# PROBLEM TO SOLVE:
Begin with the line holding "Output the component", end with the line holding "import React from", and repeat every line in between exactly, without pictures.

*** MATERIAL PROVIDED

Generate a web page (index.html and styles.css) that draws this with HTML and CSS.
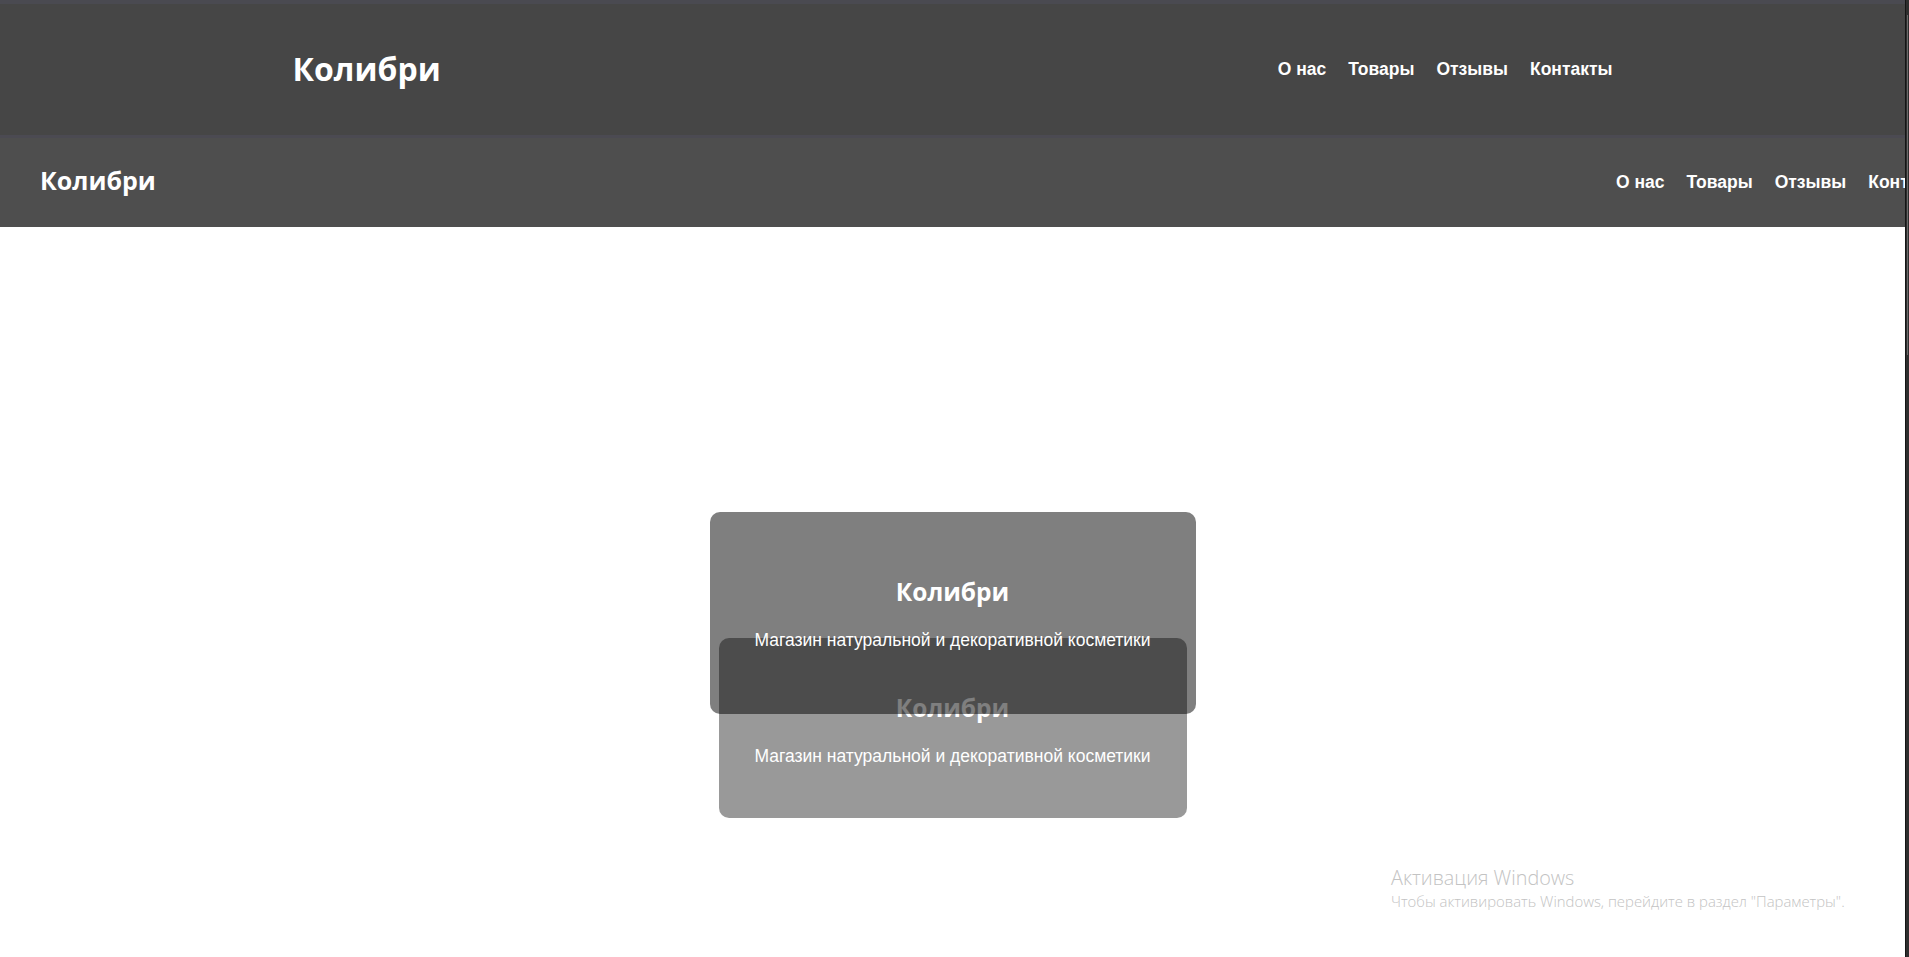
FILE: index.html
```html
<!DOCTYPE html>
<html lang="ru">
<head>
<meta charset="utf-8">
<title>Колибри</title>
<link rel="stylesheet" href="styles.css">
</head>
<body>
<div class="window">
  <div class="page">
    <header class="header-main">
      <div class="container">
        <div class="logo logo-big">Колибри</div>
        <nav class="nav nav-big">
          <a href="#">О нас</a>
          <a href="#">Товары</a>
          <a href="#">Отзывы</a>
          <a href="#">Контакты</a>
        </nav>
      </div>
    </header>
    <header class="header-sticky">
      <div class="sticky-inner">
        <div class="logo logo-small">Колибри</div>
        <nav class="nav nav-small">
          <a href="#">О нас</a>
          <a href="#">Товары</a>
          <a href="#">Отзывы</a>
          <a href="#">Контакты</a>
        </nav>
      </div>
    </header>
    <main class="hero">
      <div class="card card-front">
        <h1 class="card-title">Колибри</h1>
        <p class="card-text">Магазин натуральной и декоративной косметики</p>
      </div>
      <div class="card card-back">
        <h1 class="card-title">Колибри</h1>
        <p class="card-text">Магазин натуральной и декоративной косметики</p>
      </div>
    </main>
    <div class="activation">
      <div class="act-title">Активация Windows</div>
      <div class="act-text">Чтобы активировать Windows, перейдите в раздел "Параметры".</div>
    </div>
  </div>
  <div class="scrollbar"><div class="thumb"></div></div>
</div>
</body>
</html>
```
FILE: styles.css
```css
* { box-sizing: border-box; }
html, body { margin: 0; padding: 0; height: 100%; }
body { background: #fff; overflow: hidden; font-family: "Liberation Sans", Arial, sans-serif; }

.window { display: flex; height: 957px; }
.page { flex: 1; position: relative; overflow: hidden; background: #fff; }
.scrollbar { width: 4px; background: #2e2e2e; border-left: 1px solid #151515; position: relative; }
.thumb { position: absolute; left: 1px; top: 15px; width: 1px; height: 340px; background: #6a6a6a; }

.header-main { background: #464646; border-top: 4px solid #4a4a51; height: 135px; }
.container { width: 1320px; margin: 0 auto; height: 100%; display: flex; align-items: center; justify-content: space-between; }

.logo { color: #fff; font-family: "Open Sans", sans-serif; font-weight: 700; }
.logo-big { font-size: 32px; line-height: 1; padding-bottom: 1px; }
.logo-small { font-size: 25px; line-height: 1; padding-bottom: 4px; }

.nav { display: flex; gap: 22px; }
.nav a { color: #fff; text-decoration: none; font-family: "Liberation Sans", Arial, sans-serif; font-weight: 700; font-size: 17.5px; }

.header-sticky { background: #4e4e4e; border-top: 3px solid #4b4a52; height: 92px; overflow: hidden; }
.sticky-inner { width: 2000px; height: 100%; display: grid; grid-template-columns: 1576px auto; align-items: center; padding-left: 40px; }

.hero { padding-top: 285px; display: flex; flex-direction: column; align-items: center; }
.card { display: flex; flex-direction: column; align-items: center; border-radius: 10px; color: #fff; }
.card-front { width: 486px; height: 202px; background: rgba(0,0,0,0.5); position: relative; z-index: 1; padding-top: 68px; }
.card-back { width: 468px; height: 180px; background: rgba(0,0,0,0.4); margin-top: -76px; padding-top: 58px; }
.card-title { margin: 0; font-family: "Open Sans", sans-serif; font-weight: 700; font-size: 24.5px; line-height: 1; }
.card-text { margin: 25px 0 0; font-size: 17.5px; line-height: 1.2; }

.activation { position: absolute; left: 1391px; top: 865px; color: #c3c3c3; font-family: "Open Sans", "Noto Sans", sans-serif; font-weight: 300; }
.act-title { font-size: 19.8px; line-height: 26px; }
.act-text { font-size: 14.9px; line-height: 20px; }
```
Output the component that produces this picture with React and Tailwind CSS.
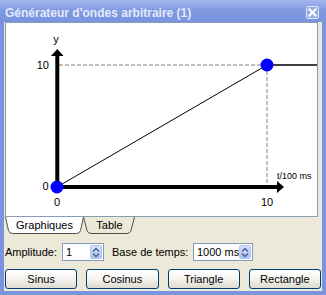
import React from "react";

function CloseBtn() {
  return (
    <div className="w-[13px] h-[13px] rounded-[2px] border border-[#dfe7fb] bg-[#98ace6] flex items-center justify-center">
      <svg width="11" height="11" viewBox="0 0 11 11">
        <path d="M2.5 2.5 L8.5 8.5 M8.5 2.5 L2.5 8.5" stroke="#ffffff" strokeWidth="2" strokeLinecap="square" />
      </svg>
    </div>
  );
}

function SpinButton() {
  return (
    <div className="w-[12px] shrink-0 h-full rounded-[2px] border border-[#b7c7f0] bg-gradient-to-b from-[#d6e1fd] to-[#aac0f5] flex flex-col items-center justify-center gap-[1px]">
      <svg width="8" height="5" viewBox="0 0 8 5">
        <path d="M1 4.5 L4 1.5 L7 4.5" stroke="#4d6185" strokeWidth="1.4" fill="none" />
      </svg>
      <svg width="8" height="5" viewBox="0 0 8 5">
        <path d="M1 0.5 L4 3.5 L7 0.5" stroke="#4d6185" strokeWidth="1.4" fill="none" />
      </svg>
    </div>
  );
}

function SpinBox({ value, width }) {
  return (
    <div className={`${width} h-full border border-[#7f9db9] bg-white flex items-stretch p-px`}>
      <span className="flex-1 min-w-0 flex items-center pl-[2px] leading-none whitespace-nowrap overflow-hidden">{value}</span>
      <SpinButton />
    </div>
  );
}

function XpButton({ label }) {
  return (
    <div className="h-full rounded-[3px] border border-[#003c74] bg-gradient-to-b from-[#ffffff] via-[#f4f3ee] to-[#dedbcf] flex items-center justify-center leading-none">
      {label}
    </div>
  );
}

function Chart() {
  const ff = "Liberation Sans, Arial, sans-serif";
  return (
    <svg width="311" height="193" viewBox="6 23 311 193" className="block">
      <line x1="59" y1="65" x2="267" y2="65" stroke="#808080" strokeDasharray="4 2" />
      <line x1="267" y1="65" x2="267" y2="191" stroke="#808080" strokeDasharray="4 2" />
      <line x1="57" y1="187" x2="267" y2="65" stroke="#000" strokeWidth="1" />
      <line x1="267" y1="65" x2="320" y2="65" stroke="#000" strokeWidth="1.5" />
      <line x1="57.3" y1="55" x2="57.3" y2="189" stroke="#000" strokeWidth="4" />
      <line x1="55" y1="187" x2="278" y2="187" stroke="#000" strokeWidth="4" />
      <polygon points="57.3,49 51,56 63.6,56" fill="#000" />
      <polygon points="277,181 284,187 277,193" fill="#000" />
      <circle cx="57" cy="187" r="6.5" fill="#0000ff" />
      <circle cx="267" cy="65" r="6.5" fill="#0000ff" />
      <text x="56" y="43" fontSize="11" textAnchor="middle" fontFamily={ff}>y</text>
      <text x="49" y="69" fontSize="11" textAnchor="end" fontFamily={ff}>10</text>
      <text x="48.5" y="190" fontSize="11" textAnchor="end" fontFamily={ff}>0</text>
      <text x="57" y="206" fontSize="11" textAnchor="middle" fontFamily={ff}>0</text>
      <text x="267" y="206" fontSize="11" textAnchor="middle" fontFamily={ff}>10</text>
      <text x="277" y="179" fontSize="9" fontFamily={ff}>t/100 ms</text>
    </svg>
  );
}

function Tabs() {
  return (
    <div className="h-[18px] flex ml-[1px] shrink-0">
      <div className="relative z-10 w-[79px] h-full flex items-center justify-center">
        <svg width="79" height="18" viewBox="0 0 79 18" className="absolute inset-0">
          <path d="M0.5 -1 L0.5 0 L3.5 13.5 Q4.5 16.5 7.5 16.5 L71.5 16.5 Q74.5 16.5 75.5 13.5 L78.5 0 L78.5 -1" fill="#ffffff" stroke="#4b4b4b" strokeWidth="1" />
        </svg>
        <span className="relative leading-none pb-[1px]">Graphiques</span>
      </div>
      <div className="relative -ml-[1px] w-[52px] h-full flex items-center justify-center">
        <svg width="52" height="18" viewBox="0 0 52 18" className="absolute inset-0">
          <path d="M0.5 0 L4 13.5 Q5 16.5 8 16.5 L44 16.5 Q47 16.5 48 13.5 L51.5 0" fill="#ece9d8" stroke="#4b4b4b" strokeWidth="1" />
        </svg>
        <span className="relative leading-none pb-[1px] pl-[1px]">Table</span>
      </div>
    </div>
  );
}

export default function App() {
  return (
    <div className="w-[326px] h-[295px] bg-[#7b94df] flex flex-col font-['Liberation_Sans',Arial,sans-serif] text-[11px] text-black overflow-hidden">
      <div className="h-[22px] shrink-0 flex items-center justify-between pl-[5px] pr-[7px] pt-[3px] bg-gradient-to-b from-[#a3b6ee] via-[#7f98e1] to-[#7b94df]">
        <span className="text-[12px] font-bold text-[#e2eafb] leading-none whitespace-nowrap">Générateur d'ondes arbitraire (1)</span>
        <CloseBtn />
      </div>
      <div className="flex-1 mx-[4px] mb-[4px] bg-[#ece9d8] flex flex-col">
        <div className="ml-[1px] w-[313px] h-[195px] shrink-0 border border-[#8a9bb5] bg-white">
          <Chart />
        </div>
        <Tabs />
        <div className="mt-[8px] h-[18px] flex items-center pl-[1px] whitespace-nowrap">
          <span className="w-[57px] shrink-0 leading-none">Amplitude:</span>
          <SpinBox value="1" width="w-[42px] shrink-0" />
          <span className="ml-[8px] w-[81px] shrink-0 leading-none">Base de temps:</span>
          <SpinBox value="1000 ms" width="w-[60px] shrink-0" />
        </div>
        <div className="mt-[8px] h-[20px] grid grid-cols-4 gap-[9px] px-[1px]">
          <XpButton label="Sinus" />
          <XpButton label="Cosinus" />
          <XpButton label="Triangle" />
          <XpButton label="Rectangle" />
        </div>
      </div>
    </div>
  );
}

******

# SOLUTION FOR THIS TASK:
Output the component that produces this picture with React and Tailwind CSS.
import React from "react";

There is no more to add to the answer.